これは、特に新興国の場合は当てはまります。
理由は、新興国は、まだ販路・チャネルその他、流通構造、マージン構造が
未整備な場合があります。

小売りに関しては、一般的に下記の二つの方法があります。

「1.伝統的小売り」 昔ながらの家族経営、個人商店小売り
「2.近代的小売り」 コンビニ、スーパー、チェーン型の小売り

先進国では大半が「近代的小売り」ですが、
例えば、インドならまだ95%が
インドネシア、フィリピン、ベトナム、タイでも70〜90%が「伝統的小売り」なのです。
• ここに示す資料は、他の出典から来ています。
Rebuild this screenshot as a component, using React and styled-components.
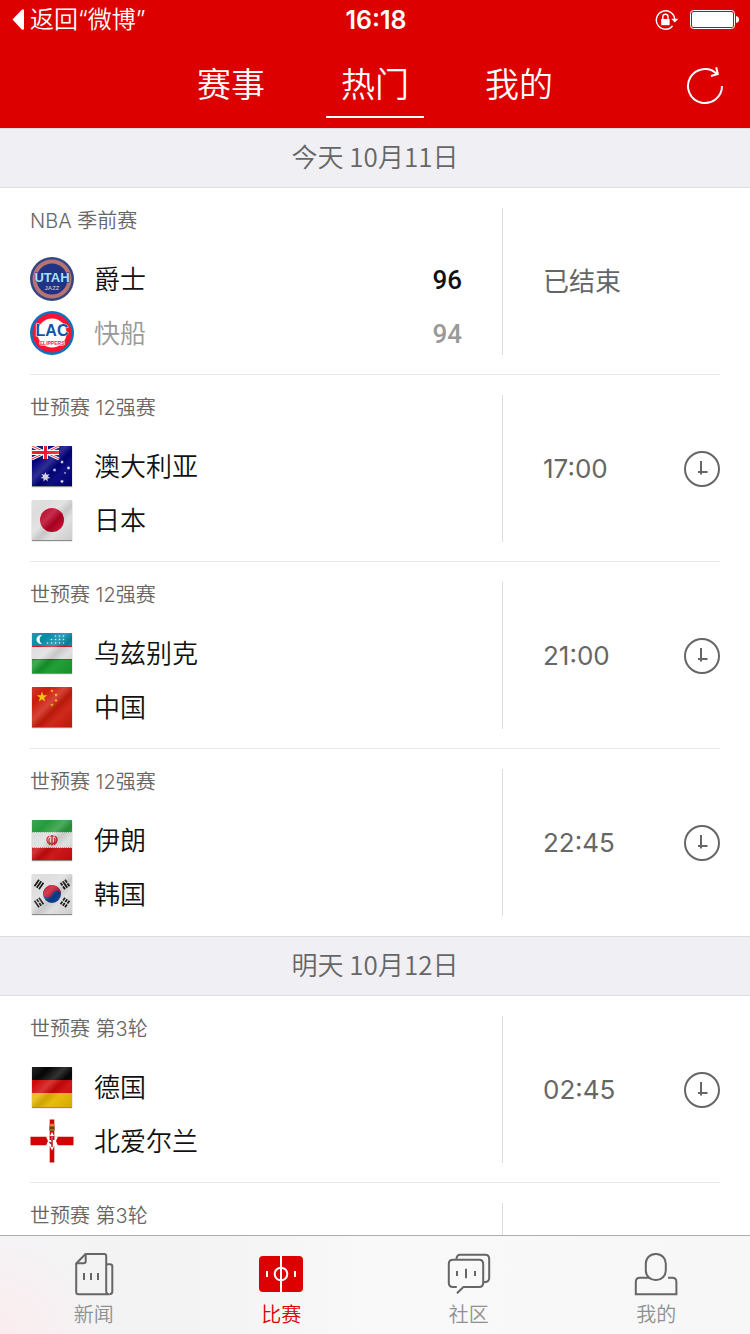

そうなると、ローカル企業から学ぶべきことはたくさんある。という事です。




■パートナーは万能ではない

上記で記載しましたが、もし【Best】な現地パートナー企業が
見つかったとしても、その企業が現地の事をすべて
パーフェクトに把握している訳はないのです。

インド人だったら、インドの事をすべて知っている
中国人だったら、中国の事をすべて知っている。という錯覚はまずいという事です。

言われてみれば、当然の事ですが、僕もこの錯覚に陥っていました。


もし、今自分が日本のビジネスの事をすべて把握しているかと
聞かれると”NO!!”でしょう。
自分の業界、自分の職種の事以外って、ほとんど知識として無いのが普通です。

それが、海外進出となれば
いいパートナーが見つかれば、あとはその会社に任せていれば何とかなる!
と勘違いをしてしまう訳です。

なので、パートナー企業に”任せる”という事ではなく
パートナー企業を”活用する”ぐらいのスタンスに変えないといけません。

こちら側で、積極的にマネジメントをする!という事です。

よく言われる、資本注入したのなら
『金を出したら、口も出せ』というヤツですね。





■本社のグローバル化

日本企業がグローバル展開に遅れをとっている
一つの理由として、”言葉の壁”というものがあります。

ちなみに、質問です。
ご自身が英語が話せず、グローバル事業を展開するとしたら
現地のトップは何人にしますか?

現地人ですか?日本人ですか?

大半の人は日本人と答えるはずです。
なぜなら、そうでないと、現地事業に関する
様々な意思決定を行うコミュニケーションが取れないからです。

もし現地人をトップとした場合
常に通訳が必要で、相当のコミュニケーションロスが発生します。

そうなると、人材獲得の大きな条件が
【日本語が話せること】となる訳です。

日本語の話せない、ローカルの優秀な人材は
採用基準を満たさない訳です。

この本では、とにかく現地化を勧めています。
ローカライズしないと、マーケットインの発想も乏しく
現地事情も分からないままのマネジメントになります。

なので、現地の人材をトップにした方がいいという事です。

よく考えてみると、P&Gもマクドナルドも
外資系企業で日本に進出してきている企業のトップは
日本人であるケースが多いですよね。

それは、外資系企業がこれを意識しているからでしょう。


日本人の英語に対する苦手意識はまだまだ根強くあります。

最近話題になった、ユニクロ楽天の社内公用語を英語にするのは
真のグローバル化の表れですね。



アジアの市場を獲得していくというのは
今後必要な考え方で、10年後にはスタンダードになっていると思います。

自分の子供たちが社会人になるころには
大手は当然、中堅企業も、海外に事業所を持っている事が多くなる時代が来るでしょう。

というか、そうなっていないと、日本の成長はありません。

以前に、サムスン副会長の李潤雨(イ・ユンウ )が世界経営者会議
『アジアの標準が、世界の標準となる。』とおっしゃっていました。

日本企業も、グローバルスタンダードをどんどん創っていくぐらいの気概をもって
成長戦略を描いていきたいですね。